Source material
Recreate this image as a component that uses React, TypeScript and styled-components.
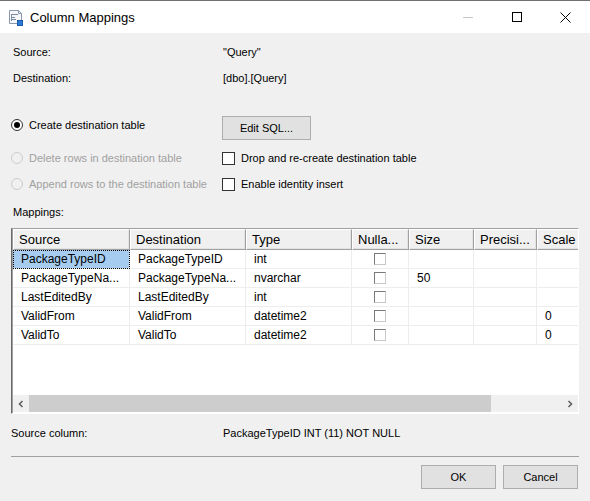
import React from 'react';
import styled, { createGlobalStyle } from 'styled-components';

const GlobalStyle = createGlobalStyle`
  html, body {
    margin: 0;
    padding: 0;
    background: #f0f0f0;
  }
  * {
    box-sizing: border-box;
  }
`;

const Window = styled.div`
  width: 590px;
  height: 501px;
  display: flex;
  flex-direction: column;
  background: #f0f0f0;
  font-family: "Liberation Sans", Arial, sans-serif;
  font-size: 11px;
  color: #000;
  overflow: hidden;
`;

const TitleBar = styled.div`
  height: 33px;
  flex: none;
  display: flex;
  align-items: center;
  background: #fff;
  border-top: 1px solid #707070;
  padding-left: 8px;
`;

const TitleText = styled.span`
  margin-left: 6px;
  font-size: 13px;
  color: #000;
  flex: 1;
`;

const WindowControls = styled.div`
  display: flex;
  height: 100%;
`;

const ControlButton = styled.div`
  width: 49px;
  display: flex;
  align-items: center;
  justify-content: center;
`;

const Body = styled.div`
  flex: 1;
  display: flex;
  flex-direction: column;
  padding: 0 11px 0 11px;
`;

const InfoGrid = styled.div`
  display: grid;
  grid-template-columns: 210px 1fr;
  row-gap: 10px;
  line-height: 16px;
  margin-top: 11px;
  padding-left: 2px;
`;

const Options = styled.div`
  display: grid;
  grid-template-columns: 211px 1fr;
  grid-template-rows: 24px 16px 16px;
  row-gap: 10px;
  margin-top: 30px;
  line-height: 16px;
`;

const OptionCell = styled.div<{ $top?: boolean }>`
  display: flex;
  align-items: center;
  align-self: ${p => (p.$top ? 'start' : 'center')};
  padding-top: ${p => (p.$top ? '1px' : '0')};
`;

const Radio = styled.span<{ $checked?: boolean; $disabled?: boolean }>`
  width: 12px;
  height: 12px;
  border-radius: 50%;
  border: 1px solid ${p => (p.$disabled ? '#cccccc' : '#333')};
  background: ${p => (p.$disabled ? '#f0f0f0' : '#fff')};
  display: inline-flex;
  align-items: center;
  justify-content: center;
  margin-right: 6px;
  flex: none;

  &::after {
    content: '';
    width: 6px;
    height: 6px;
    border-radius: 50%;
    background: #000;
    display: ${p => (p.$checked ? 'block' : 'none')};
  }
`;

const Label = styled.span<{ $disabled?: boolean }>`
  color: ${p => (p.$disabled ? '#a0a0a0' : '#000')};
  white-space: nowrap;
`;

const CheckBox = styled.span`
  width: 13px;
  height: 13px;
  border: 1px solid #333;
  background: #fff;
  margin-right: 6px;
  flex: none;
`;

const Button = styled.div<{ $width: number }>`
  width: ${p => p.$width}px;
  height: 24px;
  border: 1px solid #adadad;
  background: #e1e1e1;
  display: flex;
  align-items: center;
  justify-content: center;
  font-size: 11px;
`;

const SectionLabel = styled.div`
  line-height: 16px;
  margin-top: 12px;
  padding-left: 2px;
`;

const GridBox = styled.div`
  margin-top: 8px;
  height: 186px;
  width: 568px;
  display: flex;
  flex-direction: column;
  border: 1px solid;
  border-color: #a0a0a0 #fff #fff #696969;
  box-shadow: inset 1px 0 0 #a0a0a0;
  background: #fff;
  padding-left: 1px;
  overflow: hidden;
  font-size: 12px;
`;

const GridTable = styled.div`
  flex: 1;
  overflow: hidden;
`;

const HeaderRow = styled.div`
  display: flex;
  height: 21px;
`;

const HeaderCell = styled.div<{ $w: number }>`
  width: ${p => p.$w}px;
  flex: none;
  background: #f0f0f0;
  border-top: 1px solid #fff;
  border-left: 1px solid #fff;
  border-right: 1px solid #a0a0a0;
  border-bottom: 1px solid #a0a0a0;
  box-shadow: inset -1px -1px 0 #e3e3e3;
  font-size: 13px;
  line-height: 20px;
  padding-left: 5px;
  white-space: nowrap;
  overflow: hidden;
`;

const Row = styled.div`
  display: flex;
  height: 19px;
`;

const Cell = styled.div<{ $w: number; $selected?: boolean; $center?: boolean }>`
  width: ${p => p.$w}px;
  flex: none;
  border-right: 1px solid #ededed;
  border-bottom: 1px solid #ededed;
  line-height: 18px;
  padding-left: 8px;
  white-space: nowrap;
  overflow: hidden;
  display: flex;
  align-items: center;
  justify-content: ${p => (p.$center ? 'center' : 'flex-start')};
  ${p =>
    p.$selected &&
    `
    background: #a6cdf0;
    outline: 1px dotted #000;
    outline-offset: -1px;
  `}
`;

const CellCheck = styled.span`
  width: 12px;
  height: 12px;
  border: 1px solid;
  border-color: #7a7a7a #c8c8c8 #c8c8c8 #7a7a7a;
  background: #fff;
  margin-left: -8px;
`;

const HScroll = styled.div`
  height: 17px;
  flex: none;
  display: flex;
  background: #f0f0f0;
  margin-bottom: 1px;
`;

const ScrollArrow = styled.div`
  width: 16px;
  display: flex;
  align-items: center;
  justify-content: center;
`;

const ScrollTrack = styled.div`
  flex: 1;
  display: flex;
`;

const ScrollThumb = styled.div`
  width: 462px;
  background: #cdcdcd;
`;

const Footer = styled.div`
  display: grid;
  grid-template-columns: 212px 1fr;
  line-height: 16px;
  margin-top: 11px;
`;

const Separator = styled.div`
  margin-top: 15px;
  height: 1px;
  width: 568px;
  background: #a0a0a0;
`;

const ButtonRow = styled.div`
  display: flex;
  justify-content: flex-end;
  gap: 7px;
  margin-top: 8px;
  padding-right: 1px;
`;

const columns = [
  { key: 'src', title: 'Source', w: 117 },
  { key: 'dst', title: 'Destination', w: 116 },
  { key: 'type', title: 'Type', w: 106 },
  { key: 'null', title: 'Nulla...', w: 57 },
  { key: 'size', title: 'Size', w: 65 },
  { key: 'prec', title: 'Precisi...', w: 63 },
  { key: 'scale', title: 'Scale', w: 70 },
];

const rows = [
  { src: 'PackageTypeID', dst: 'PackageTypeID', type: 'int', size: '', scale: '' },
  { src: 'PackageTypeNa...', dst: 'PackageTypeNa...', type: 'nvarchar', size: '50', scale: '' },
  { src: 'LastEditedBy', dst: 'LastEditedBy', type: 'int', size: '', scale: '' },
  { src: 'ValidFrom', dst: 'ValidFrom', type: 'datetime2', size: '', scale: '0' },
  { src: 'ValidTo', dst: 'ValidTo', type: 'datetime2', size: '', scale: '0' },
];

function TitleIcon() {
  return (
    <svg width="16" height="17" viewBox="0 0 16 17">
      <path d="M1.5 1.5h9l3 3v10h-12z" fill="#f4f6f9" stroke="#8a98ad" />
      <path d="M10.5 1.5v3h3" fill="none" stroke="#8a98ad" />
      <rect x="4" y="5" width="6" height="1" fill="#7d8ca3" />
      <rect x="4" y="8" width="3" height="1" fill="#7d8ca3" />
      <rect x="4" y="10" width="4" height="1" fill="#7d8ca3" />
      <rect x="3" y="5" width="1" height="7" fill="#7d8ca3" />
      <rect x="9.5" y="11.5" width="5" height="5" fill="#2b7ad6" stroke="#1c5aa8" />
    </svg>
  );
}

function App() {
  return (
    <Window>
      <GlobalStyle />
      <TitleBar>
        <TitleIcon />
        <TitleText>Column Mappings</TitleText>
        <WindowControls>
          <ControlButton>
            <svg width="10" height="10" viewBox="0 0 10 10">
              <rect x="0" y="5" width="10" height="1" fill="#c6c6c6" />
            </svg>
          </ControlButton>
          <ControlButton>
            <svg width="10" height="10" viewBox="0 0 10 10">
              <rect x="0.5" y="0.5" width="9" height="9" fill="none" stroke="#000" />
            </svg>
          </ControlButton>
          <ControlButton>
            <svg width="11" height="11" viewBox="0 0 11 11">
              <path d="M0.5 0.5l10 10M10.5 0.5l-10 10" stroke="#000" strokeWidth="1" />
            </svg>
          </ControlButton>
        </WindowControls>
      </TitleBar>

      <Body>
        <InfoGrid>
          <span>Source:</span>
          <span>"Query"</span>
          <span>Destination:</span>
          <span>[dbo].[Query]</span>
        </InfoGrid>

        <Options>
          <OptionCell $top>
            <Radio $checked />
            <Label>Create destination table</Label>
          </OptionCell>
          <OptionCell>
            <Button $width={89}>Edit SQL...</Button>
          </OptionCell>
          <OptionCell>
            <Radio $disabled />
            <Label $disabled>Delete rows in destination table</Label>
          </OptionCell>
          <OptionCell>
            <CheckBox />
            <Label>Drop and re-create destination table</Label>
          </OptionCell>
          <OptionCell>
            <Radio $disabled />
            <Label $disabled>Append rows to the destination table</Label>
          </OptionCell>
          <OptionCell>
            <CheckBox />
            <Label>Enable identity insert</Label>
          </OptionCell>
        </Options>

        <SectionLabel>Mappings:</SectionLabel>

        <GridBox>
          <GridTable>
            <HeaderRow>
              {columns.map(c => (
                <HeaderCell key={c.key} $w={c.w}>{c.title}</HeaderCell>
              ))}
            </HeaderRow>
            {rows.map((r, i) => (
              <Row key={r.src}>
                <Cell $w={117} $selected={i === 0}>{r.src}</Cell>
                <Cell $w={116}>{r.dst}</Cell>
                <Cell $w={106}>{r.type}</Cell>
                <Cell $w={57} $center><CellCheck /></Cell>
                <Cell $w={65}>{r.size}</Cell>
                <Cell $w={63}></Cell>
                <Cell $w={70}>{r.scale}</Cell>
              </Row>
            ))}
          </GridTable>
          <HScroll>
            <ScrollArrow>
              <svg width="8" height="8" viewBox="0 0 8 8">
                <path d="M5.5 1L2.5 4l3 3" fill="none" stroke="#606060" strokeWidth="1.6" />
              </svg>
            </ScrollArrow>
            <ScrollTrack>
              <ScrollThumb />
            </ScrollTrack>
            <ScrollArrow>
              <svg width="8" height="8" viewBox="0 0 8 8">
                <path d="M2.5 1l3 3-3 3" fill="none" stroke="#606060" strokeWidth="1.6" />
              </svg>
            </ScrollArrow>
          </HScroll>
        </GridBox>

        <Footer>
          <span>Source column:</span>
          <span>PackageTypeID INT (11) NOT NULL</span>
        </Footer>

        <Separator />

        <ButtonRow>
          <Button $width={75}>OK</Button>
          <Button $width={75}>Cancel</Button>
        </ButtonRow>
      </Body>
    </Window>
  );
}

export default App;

Exercise objective
From the data above, gather every line that includes the word "React".

Response to this task
Recreate this image as a component that uses React, TypeScript and styled-components.
import React from 'react';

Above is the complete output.